A trama começa lenta, mas segue seu próprio tempo de desenvolvimento dos personagens, especialmente por apresentar duas meninas completamente diferentes entre si e suas complexidades. Dois tipos de mulheres. A protagonista, vivida pela atriz Mina Farid, é doce e tímida, mas com nuances de ambição, já a sua prima, vivida por Zahia Dehar, é vulgar, ousada e usa seus talentos para conquistar os homens e chegar onde deseja. Naima vê em Sofia uma versão do que ela poderia ser e começa a viver a vida da prima, inclusive, se afastando das amizades e da vida humilde que costumava ter. Se por um lado o roteiro busca tratar sobre a liberdade sexual feminina de uma forma bem aberta e direta, por outro, acaba expondo demais o corpo de Zahia Dehar e peca em desenvolver precariamente sua personalidade, já que o foco é apenas “ser a sexy”, desperdiçando a oportunidade de mostrar todas as nuances.

Além disso, a trama (apesar de não mostrar isso de forma explícita) sugere que a protagonista, de apenas 16 anos, deseja se envolver com um homem mais velho, especialmente por ver sua prima (maior de idade) ter esse comportamento. Esse detalhe é polêmico e certamente merecia mais aprofundamento na discussão, algo que o filme não faz, afinal, o jogo é brincar com desejo e sedução. As meninas são objetos de desejo sexual dos homens e essa narrativa vem disfarçada de “poder feminino”, sendo que o roteiro nunca, de fato, toca nesse ponto com vigor. A diretora Rebecca Zlotowski (Além da Ilusão) acaba se perdendo em sua própria proposta e não sendo clara na mensagem sobre libertação que tanto deseja passar. As personagens não são fortes como se espera, são puro instrumentos, uma vai na onda da outra e a outra não possui camadas para ser algo além de “um rostinho bonito e sedutor”.

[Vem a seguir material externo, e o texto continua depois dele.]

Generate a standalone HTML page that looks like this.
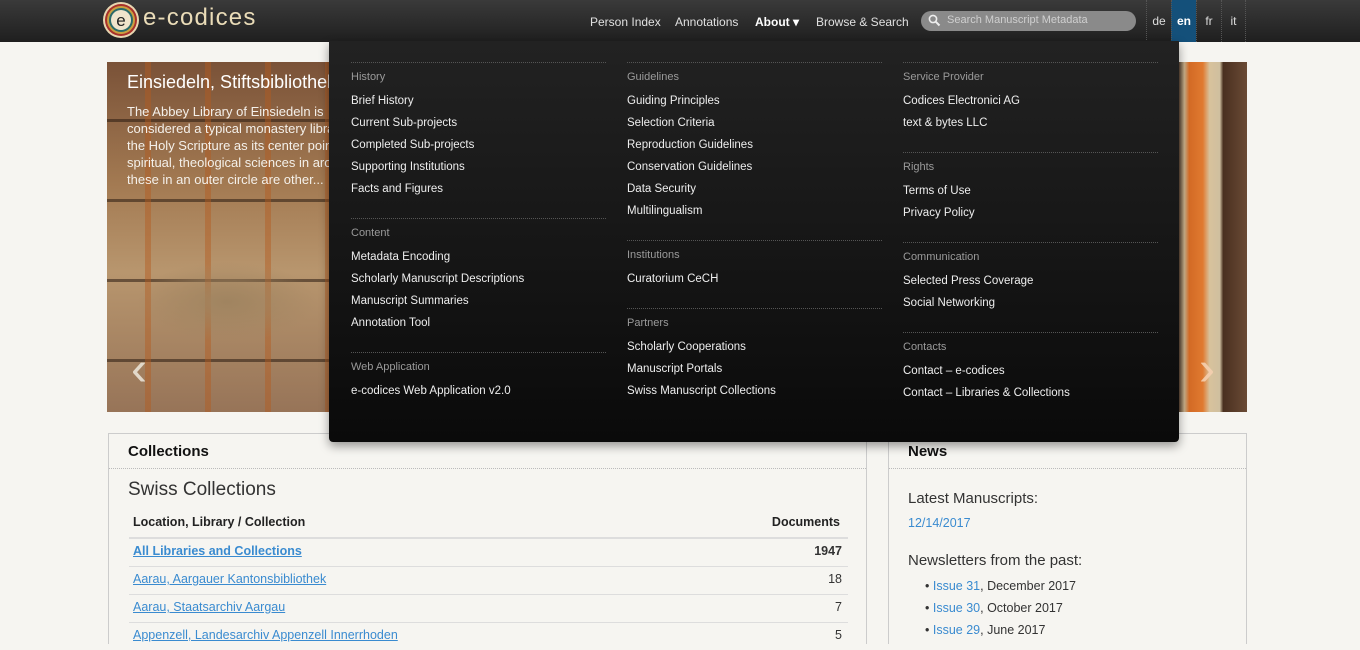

Ainda assim, a ambientação é calorosa e romântica de uma forma nostálgica. As canções criam essa atmosfera de “amores de verão” e os longos planos de diálogos e dos cenários belíssimos de Cannes são o suficiente para que possamos imergir na proposta e sentir o frio na barriga do primeiro amor e/ou da descoberta da sexualidade na adolescência. A narrativa funciona como contemplativa, mas começa de um determinado ponto e termina nesse mesmo ponto. Não há uma evolução das personagens e, após toda a experiência que passam, terminam exatamente da mesma forma, como  se nada do que viveram nesse curto período tivesse, de fato, tido alguma importância em suas vidas. E se não teve, toda a história foi em vão e o espectador acompanhou uma jornada desnecessária, tanto para a vida daqueles personagens, quanto para sua própria, já que não há mensagens importantes e nem mesmo termina de forma reflexiva. Vai do nada para lugar algum.

Conclusão

Com isso, ‘A Prima Sofia’ consegue envolver o espectador em uma atmosfera solar, sobre o período nostálgico da descoberta da sexualidade, porém, seu roteiro sem rumo ofusca qualquer mergulho mais intenso. É evidente que a produção bebeu da fonte das Nouvelle Vagues, já que busca expressar a liberdade feminina com bastante vigor, ainda que a mensagem se perca pelo caminho por conta da falta de profundidade nas personagens. Está longe de ser um filme descartável e insensível, mas poderia facilmente ter sido muito mais marcante e instigante do que consegue ser.